*AIM OF THE EXERCISE*
Leave out the images and repeat the listing below without a single change.

*INFORMATION PROVIDED*

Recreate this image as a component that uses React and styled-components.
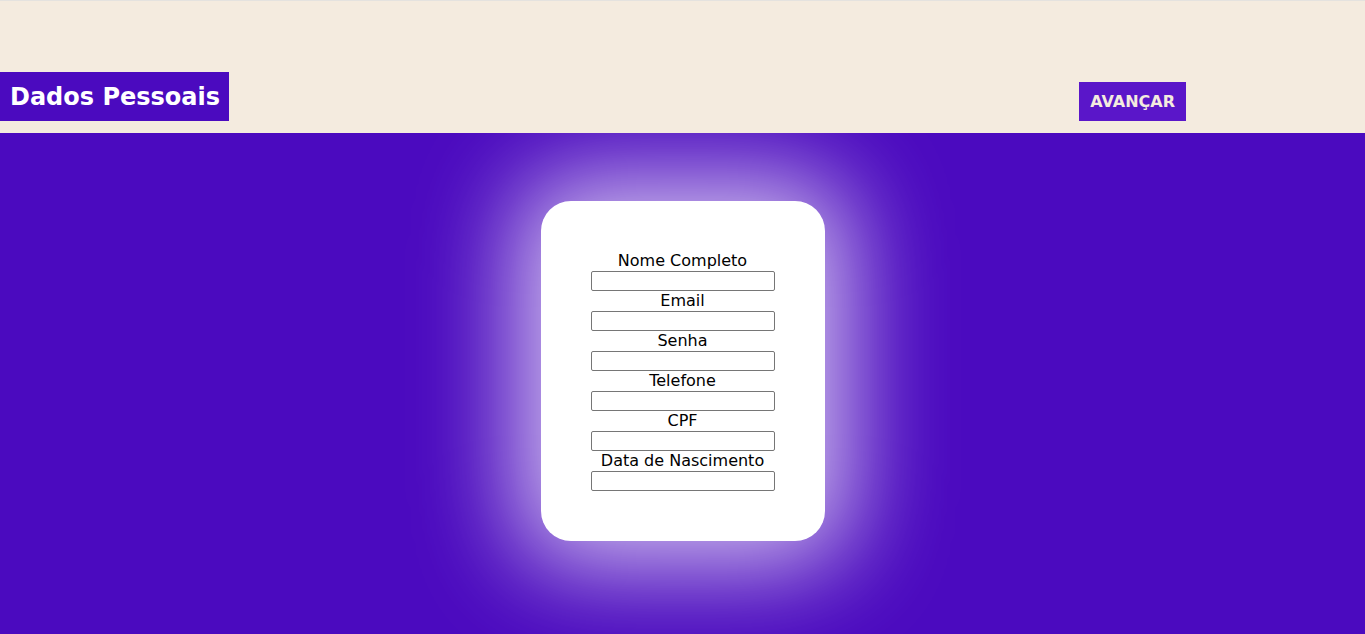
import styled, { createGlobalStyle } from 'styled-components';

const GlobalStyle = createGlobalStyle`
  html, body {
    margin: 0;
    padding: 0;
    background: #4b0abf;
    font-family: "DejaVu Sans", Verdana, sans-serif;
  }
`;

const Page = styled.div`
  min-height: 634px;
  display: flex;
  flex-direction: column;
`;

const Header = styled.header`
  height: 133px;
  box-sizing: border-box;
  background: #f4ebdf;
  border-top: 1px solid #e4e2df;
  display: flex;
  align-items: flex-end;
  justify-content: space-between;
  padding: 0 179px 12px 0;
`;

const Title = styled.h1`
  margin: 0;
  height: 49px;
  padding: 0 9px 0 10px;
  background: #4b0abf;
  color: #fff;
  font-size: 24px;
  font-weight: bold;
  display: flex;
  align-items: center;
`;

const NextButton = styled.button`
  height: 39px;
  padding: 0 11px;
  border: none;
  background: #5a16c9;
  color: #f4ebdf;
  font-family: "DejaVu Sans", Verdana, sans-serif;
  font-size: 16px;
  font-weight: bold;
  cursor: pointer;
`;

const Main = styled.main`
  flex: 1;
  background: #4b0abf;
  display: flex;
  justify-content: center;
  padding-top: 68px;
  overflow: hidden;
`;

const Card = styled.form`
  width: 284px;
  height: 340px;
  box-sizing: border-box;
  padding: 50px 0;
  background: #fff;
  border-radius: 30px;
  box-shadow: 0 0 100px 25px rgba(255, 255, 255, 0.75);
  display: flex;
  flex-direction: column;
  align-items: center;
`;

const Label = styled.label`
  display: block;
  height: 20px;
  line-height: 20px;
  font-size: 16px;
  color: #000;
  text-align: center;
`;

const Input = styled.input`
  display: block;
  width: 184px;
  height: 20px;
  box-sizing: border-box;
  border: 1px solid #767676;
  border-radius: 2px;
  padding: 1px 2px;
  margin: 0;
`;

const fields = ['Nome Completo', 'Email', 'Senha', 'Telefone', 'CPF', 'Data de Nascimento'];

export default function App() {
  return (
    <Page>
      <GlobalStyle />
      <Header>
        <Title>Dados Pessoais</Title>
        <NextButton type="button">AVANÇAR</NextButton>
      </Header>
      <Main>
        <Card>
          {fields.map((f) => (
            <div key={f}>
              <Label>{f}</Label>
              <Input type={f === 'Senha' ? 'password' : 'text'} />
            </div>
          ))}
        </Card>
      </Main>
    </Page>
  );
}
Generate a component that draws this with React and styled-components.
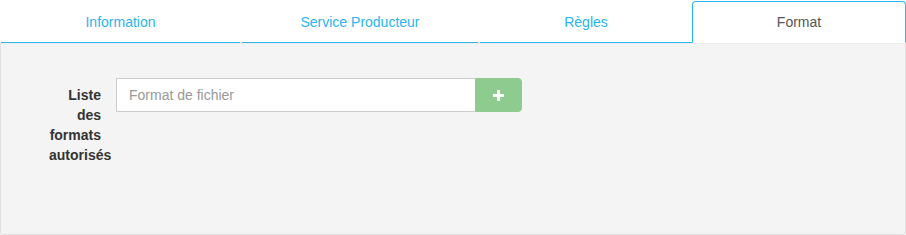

*RESPONSE*
Recreate this image as a component that uses React and styled-components.
import styled, { createGlobalStyle } from 'styled-components';

const GlobalStyle = createGlobalStyle`
  html, body {
    margin: 0;
    padding: 0;
    background: #4b0abf;
    font-family: "DejaVu Sans", Verdana, sans-serif;
  }
`;

const Page = styled.div`
  min-height: 634px;
  display: flex;
  flex-direction: column;
`;

const Header = styled.header`
  height: 133px;
  box-sizing: border-box;
  background: #f4ebdf;
  border-top: 1px solid #e4e2df;
  display: flex;
  align-items: flex-end;
  justify-content: space-between;
  padding: 0 179px 12px 0;
`;

const Title = styled.h1`
  margin: 0;
  height: 49px;
  padding: 0 9px 0 10px;
  background: #4b0abf;
  color: #fff;
  font-size: 24px;
  font-weight: bold;
  display: flex;
  align-items: center;
`;

const NextButton = styled.button`
  height: 39px;
  padding: 0 11px;
  border: none;
  background: #5a16c9;
  color: #f4ebdf;
  font-family: "DejaVu Sans", Verdana, sans-serif;
  font-size: 16px;
  font-weight: bold;
  cursor: pointer;
`;

const Main = styled.main`
  flex: 1;
  background: #4b0abf;
  display: flex;
  justify-content: center;
  padding-top: 68px;
  overflow: hidden;
`;

const Card = styled.form`
  width: 284px;
  height: 340px;
  box-sizing: border-box;
  padding: 50px 0;
  background: #fff;
  border-radius: 30px;
  box-shadow: 0 0 100px 25px rgba(255, 255, 255, 0.75);
  display: flex;
  flex-direction: column;
  align-items: center;
`;

const Label = styled.label`
  display: block;
  height: 20px;
  line-height: 20px;
  font-size: 16px;
  color: #000;
  text-align: center;
`;

const Input = styled.input`
  display: block;
  width: 184px;
  height: 20px;
  box-sizing: border-box;
  border: 1px solid #767676;
  border-radius: 2px;
  padding: 1px 2px;
  margin: 0;
`;

const fields = ['Nome Completo', 'Email', 'Senha', 'Telefone', 'CPF', 'Data de Nascimento'];

export default function App() {
  return (
    <Page>
      <GlobalStyle />
      <Header>
        <Title>Dados Pessoais</Title>
        <NextButton type="button">AVANÇAR</NextButton>
      </Header>
      <Main>
        <Card>
          {fields.map((f) => (
            <div key={f}>
              <Label>{f}</Label>
              <Input type={f === 'Senha' ? 'password' : 'text'} />
            </div>
          ))}
        </Card>
      </Main>
    </Page>
  );
}
Generate a component that draws this with React and styled-components.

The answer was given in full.